╔══
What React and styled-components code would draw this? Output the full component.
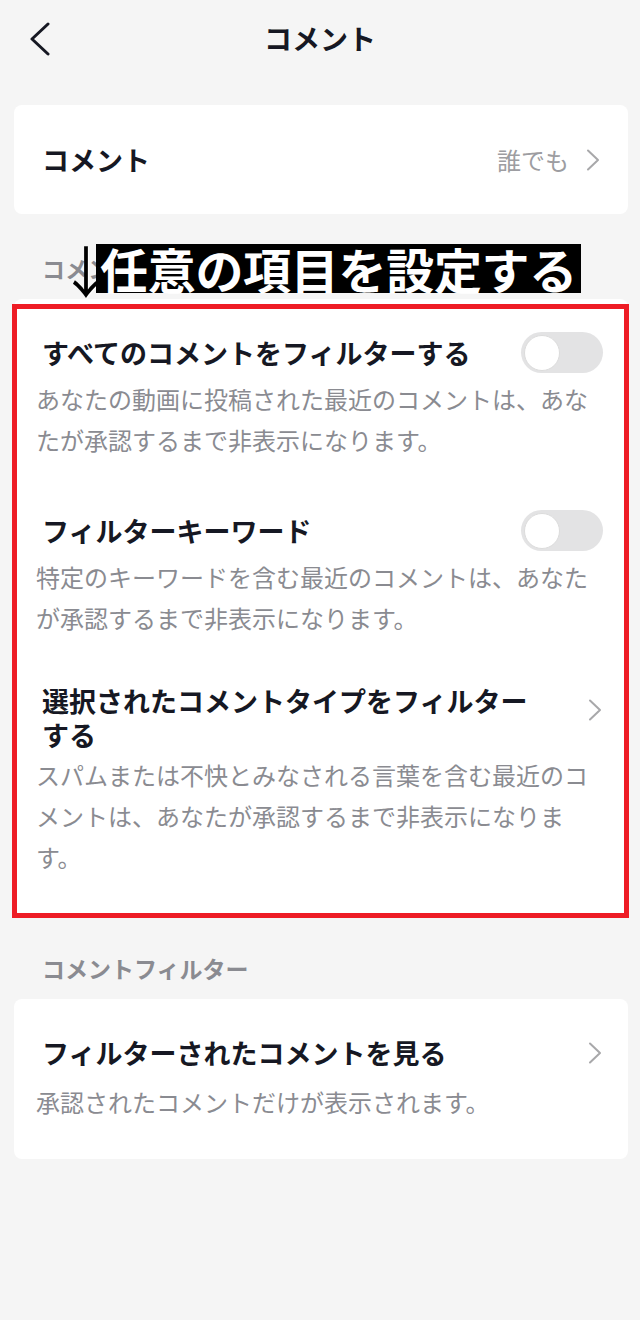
import React from 'react';
import styled, { createGlobalStyle } from 'styled-components';

const GlobalStyle = createGlobalStyle`
  html, body {
    margin: 0;
    padding: 0;
    background: #f5f5f5;
  }
  body {
    font-family: "Noto Sans CJK JP", "Noto Sans", sans-serif;
    color: #161823;
  }
`;

const Page = styled.div`
  position: relative;
  width: 640px;
  min-height: 1320px;
  background: #f5f5f5;
  padding-bottom: 40px;
  box-sizing: border-box;
`;

const Header = styled.header`
  position: relative;
  height: 76px;
  display: flex;
  align-items: center;
  justify-content: center;
`;

const BackButton = styled.button`
  position: absolute;
  left: 26px;
  top: 19px;
  width: 28px;
  height: 40px;
  padding: 0;
  border: none;
  background: none;
  display: flex;
  align-items: center;
  justify-content: center;
`;

const HeaderTitle = styled.h1`
  margin: 0;
  font-size: 28px;
  font-weight: 700;
  line-height: 76px;
  color: #161823;
`;

const Card = styled.section`
  position: relative;
  margin: ${(p) => p.$top || 0}px 12px 0 14px;
  background: #ffffff;
  border-radius: 8px;
  box-sizing: border-box;
  padding: 33px 25px 37px 22px;
  display: flex;
  flex-direction: column;
`;

const LinkCard = styled.section`
  margin: ${(p) => p.$top || 0}px 12px 0 14px;
  height: 109px;
  background: #ffffff;
  border-radius: 8px;
  box-sizing: border-box;
  padding: 0 27px 0 28px;
  display: flex;
  align-items: center;
`;

const Highlight = styled.div`
  position: absolute;
  top: 5px;
  left: -2px;
  right: -1px;
  bottom: -4px;
  border: 5px solid #ee1c25;
  pointer-events: none;
`;

const Row = styled.div`
  display: flex;
  flex-direction: column;
  margin-top: ${(p) => p.$space || 0}px;
`;

const TitleRow = styled.div`
  display: flex;
  align-items: center;
  min-height: 41px;
`;

const Title = styled.div`
  flex: 1;
  padding-left: 6px;
  padding-right: ${(p) => (p.$narrow ? '46px' : '0')};
  font-size: 27px;
  font-weight: 700;
  line-height: 34px;
  color: #161823;
`;

const PlainTitle = styled.div`
  flex: 1;
  font-size: 27px;
  font-weight: 700;
  color: #161823;
`;

const Value = styled.span`
  font-size: 24px;
  color: #9d9da1;
  margin-right: 16px;
`;

const Description = styled.p`
  margin: ${(p) => p.$gap}px 0 0;
  font-size: 24px;
  line-height: 41px;
  color: #8a8b91;
`;

const Toggle = styled.div`
  position: relative;
  flex: none;
  width: 82px;
  height: 41px;
  border-radius: 21px;
  background: #e3e3e4;
`;

const Knob = styled.div`
  position: absolute;
  top: 2.5px;
  left: 2.5px;
  width: 36px;
  height: 36px;
  border-radius: 50%;
  background: #ffffff;
  box-sizing: border-box;
  border: 1px solid #dcdcdc;
`;

const ChevronBox = styled.div`
  flex: none;
  width: 16px;
  display: flex;
  justify-content: center;
  align-self: ${(p) => (p.$top ? 'flex-start' : 'center')};
  margin-top: ${(p) => (p.$top ? '15px' : '0')};
`;

const SectionLabel = styled.h2`
  margin: 39px 0 16px 42px;
  font-size: 23px;
  font-weight: 700;
  line-height: 30px;
  color: #8a8b91;
`;

const Annotation = styled.div`
  position: absolute;
  top: 244px;
  left: 58px;
  display: flex;
  align-items: center;
  gap: 2px;
`;

const Arrow = styled.span`
  font-family: "Noto Sans CJK JP", sans-serif;
  font-weight: 400;
  font-size: 56px;
  line-height: 49px;
  color: #000000;
  width: 36px;
  text-align: center;
  text-shadow: 1px 1px 0 #ffffff;
`;

const Callout = styled.span`
  background: #000000;
  color: #ffffff;
  font-size: 48px;
  font-weight: 700;
  line-height: 49px;
  padding: 0 4px 0 4px;
  letter-spacing: -0.3px;
`;

const Chevron = () => (
  <svg width="14" height="22" viewBox="0 0 14 22">
    <path d="M2 1.5 L12 11 L2 20.5" fill="none" stroke="#a8a8aa" strokeWidth="2" strokeLinecap="round" strokeLinejoin="round" />
  </svg>
);

const BackIcon = () => (
  <svg width="22" height="34" viewBox="0 0 22 34">
    <path d="M19 2 L3 17 L19 32" fill="none" stroke="#161823" strokeWidth="3" strokeLinecap="round" strokeLinejoin="round" />
  </svg>
);

const Switch = () => (
  <Toggle>
    <Knob />
  </Toggle>
);

const filters = [
  {
    title: 'すべてのコメントをフィルターする',
    desc: 'あなたの動画に投稿された最近のコメントは、あなたが承認するまで非表示になります。',
    kind: 'toggle',
    space: 0,
  },
  {
    title: 'フィルターキーワード',
    desc: '特定のキーワードを含む最近のコメントは、あなたが承認するまで非表示になります。',
    kind: 'toggle',
    space: 50,
  },
  {
    title: '選択されたコメントタイプをフィルターする',
    desc: 'スパムまたは不快とみなされる言葉を含む最近のコメントは、あなたが承認するまで非表示になります。',
    kind: 'link',
    space: 46,
  },
];

export default function App() {
  return (
    <Page>
      <GlobalStyle />
      <Header>
        <BackButton aria-label="戻る">
          <BackIcon />
        </BackButton>
        <HeaderTitle>コメント</HeaderTitle>
      </Header>

      <LinkCard $top={29}>
        <PlainTitle>コメント</PlainTitle>
        <Value>誰でも</Value>
        <ChevronBox>
          <Chevron />
        </ChevronBox>
      </LinkCard>

      <SectionLabel>コメントの管理</SectionLabel>

      <Card>
        {filters.map((f) => (
          <Row key={f.title} $space={f.space}>
            <TitleRow>
              <Title $narrow={f.kind === 'link'}>{f.title}</Title>
              {f.kind === 'toggle' ? (
                <Switch />
              ) : (
                <ChevronBox $top>
                  <Chevron />
                </ChevronBox>
              )}
            </TitleRow>
            <Description $gap={f.kind === 'link' ? 2 : 5}>{f.desc}</Description>
          </Row>
        ))}
        <Highlight />
      </Card>

      <SectionLabel>コメントフィルター</SectionLabel>

      <Card>
        <Row>
          <TitleRow>
            <Title>フィルターされたコメントを見る</Title>
            <ChevronBox>
              <Chevron />
            </ChevronBox>
          </TitleRow>
          <Description $gap={8}>承認されたコメントだけが表示されます。</Description>
        </Row>
      </Card>

      <Annotation>
        <Arrow>↓</Arrow>
        <Callout>任意の項目を設定する</Callout>
      </Annotation>
    </Page>
  );
}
╚══
• Short exercise: Give an exact reproduction of every line, leaving out any picture.

• Expected answer:
What React and styled-components code would draw this? Output the full component.
import React from 'react';
import styled, { createGlobalStyle } from 'styled-components';

const GlobalStyle = createGlobalStyle`
  html, body {
    margin: 0;
    padding: 0;
    background: #f5f5f5;
  }
  body {
    font-family: "Noto Sans CJK JP", "Noto Sans", sans-serif;
    color: #161823;
  }
`;

const Page = styled.div`
  position: relative;
  width: 640px;
  min-height: 1320px;
  background: #f5f5f5;
  padding-bottom: 40px;
  box-sizing: border-box;
`;

const Header = styled.header`
  position: relative;
  height: 76px;
  display: flex;
  align-items: center;
  justify-content: center;
`;

const BackButton = styled.button`
  position: absolute;
  left: 26px;
  top: 19px;
  width: 28px;
  height: 40px;
  padding: 0;
  border: none;
  background: none;
  display: flex;
  align-items: center;
  justify-content: center;
`;

const HeaderTitle = styled.h1`
  margin: 0;
  font-size: 28px;
  font-weight: 700;
  line-height: 76px;
  color: #161823;
`;

const Card = styled.section`
  position: relative;
  margin: ${(p) => p.$top || 0}px 12px 0 14px;
  background: #ffffff;
  border-radius: 8px;
  box-sizing: border-box;
  padding: 33px 25px 37px 22px;
  display: flex;
  flex-direction: column;
`;

const LinkCard = styled.section`
  margin: ${(p) => p.$top || 0}px 12px 0 14px;
  height: 109px;
  background: #ffffff;
  border-radius: 8px;
  box-sizing: border-box;
  padding: 0 27px 0 28px;
  display: flex;
  align-items: center;
`;

const Highlight = styled.div`
  position: absolute;
  top: 5px;
  left: -2px;
  right: -1px;
  bottom: -4px;
  border: 5px solid #ee1c25;
  pointer-events: none;
`;

const Row = styled.div`
  display: flex;
  flex-direction: column;
  margin-top: ${(p) => p.$space || 0}px;
`;

const TitleRow = styled.div`
  display: flex;
  align-items: center;
  min-height: 41px;
`;

const Title = styled.div`
  flex: 1;
  padding-left: 6px;
  padding-right: ${(p) => (p.$narrow ? '46px' : '0')};
  font-size: 27px;
  font-weight: 700;
  line-height: 34px;
  color: #161823;
`;

const PlainTitle = styled.div`
  flex: 1;
  font-size: 27px;
  font-weight: 700;
  color: #161823;
`;

const Value = styled.span`
  font-size: 24px;
  color: #9d9da1;
  margin-right: 16px;
`;

const Description = styled.p`
  margin: ${(p) => p.$gap}px 0 0;
  font-size: 24px;
  line-height: 41px;
  color: #8a8b91;
`;

const Toggle = styled.div`
  position: relative;
  flex: none;
  width: 82px;
  height: 41px;
  border-radius: 21px;
  background: #e3e3e4;
`;

const Knob = styled.div`
  position: absolute;
  top: 2.5px;
  left: 2.5px;
  width: 36px;
  height: 36px;
  border-radius: 50%;
  background: #ffffff;
  box-sizing: border-box;
  border: 1px solid #dcdcdc;
`;

const ChevronBox = styled.div`
  flex: none;
  width: 16px;
  display: flex;
  justify-content: center;
  align-self: ${(p) => (p.$top ? 'flex-start' : 'center')};
  margin-top: ${(p) => (p.$top ? '15px' : '0')};
`;

const SectionLabel = styled.h2`
  margin: 39px 0 16px 42px;
  font-size: 23px;
  font-weight: 700;
  line-height: 30px;
  color: #8a8b91;
`;

const Annotation = styled.div`
  position: absolute;
  top: 244px;
  left: 58px;
  display: flex;
  align-items: center;
  gap: 2px;
`;

const Arrow = styled.span`
  font-family: "Noto Sans CJK JP", sans-serif;
  font-weight: 400;
  font-size: 56px;
  line-height: 49px;
  color: #000000;
  width: 36px;
  text-align: center;
  text-shadow: 1px 1px 0 #ffffff;
`;

const Callout = styled.span`
  background: #000000;
  color: #ffffff;
  font-size: 48px;
  font-weight: 700;
  line-height: 49px;
  padding: 0 4px 0 4px;
  letter-spacing: -0.3px;
`;

const Chevron = () => (
  <svg width="14" height="22" viewBox="0 0 14 22">
    <path d="M2 1.5 L12 11 L2 20.5" fill="none" stroke="#a8a8aa" strokeWidth="2" strokeLinecap="round" strokeLinejoin="round" />
  </svg>
);

const BackIcon = () => (
  <svg width="22" height="34" viewBox="0 0 22 34">
    <path d="M19 2 L3 17 L19 32" fill="none" stroke="#161823" strokeWidth="3" strokeLinecap="round" strokeLinejoin="round" />
  </svg>
);

const Switch = () => (
  <Toggle>
    <Knob />
  </Toggle>
);

const filters = [
  {
    title: 'すべてのコメントをフィルターする',
    desc: 'あなたの動画に投稿された最近のコメントは、あなたが承認するまで非表示になります。',
    kind: 'toggle',
    space: 0,
  },
  {
    title: 'フィルターキーワード',
    desc: '特定のキーワードを含む最近のコメントは、あなたが承認するまで非表示になります。',
    kind: 'toggle',
    space: 50,
  },
  {
    title: '選択されたコメントタイプをフィルターする',
    desc: 'スパムまたは不快とみなされる言葉を含む最近のコメントは、あなたが承認するまで非表示になります。',
    kind: 'link',
    space: 46,
  },
];

export default function App() {
  return (
    <Page>
      <GlobalStyle />
      <Header>
        <BackButton aria-label="戻る">
          <BackIcon />
        </BackButton>
        <HeaderTitle>コメント</HeaderTitle>
      </Header>

      <LinkCard $top={29}>
        <PlainTitle>コメント</PlainTitle>
        <Value>誰でも</Value>
        <ChevronBox>
          <Chevron />
        </ChevronBox>
      </LinkCard>

      <SectionLabel>コメントの管理</SectionLabel>

      <Card>
        {filters.map((f) => (
          <Row key={f.title} $space={f.space}>
            <TitleRow>
              <Title $narrow={f.kind === 'link'}>{f.title}</Title>
              {f.kind === 'toggle' ? (
                <Switch />
              ) : (
                <ChevronBox $top>
                  <Chevron />
                </ChevronBox>
              )}
            </TitleRow>
            <Description $gap={f.kind === 'link' ? 2 : 5}>{f.desc}</Description>
          </Row>
        ))}
        <Highlight />
      </Card>

      <SectionLabel>コメントフィルター</SectionLabel>

      <Card>
        <Row>
          <TitleRow>
            <Title>フィルターされたコメントを見る</Title>
            <ChevronBox>
              <Chevron />
            </ChevronBox>
          </TitleRow>
          <Description $gap={8}>承認されたコメントだけが表示されます。</Description>
        </Row>
      </Card>

      <Annotation>
        <Arrow>↓</Arrow>
        <Callout>任意の項目を設定する</Callout>
      </Annotation>
    </Page>
  );
}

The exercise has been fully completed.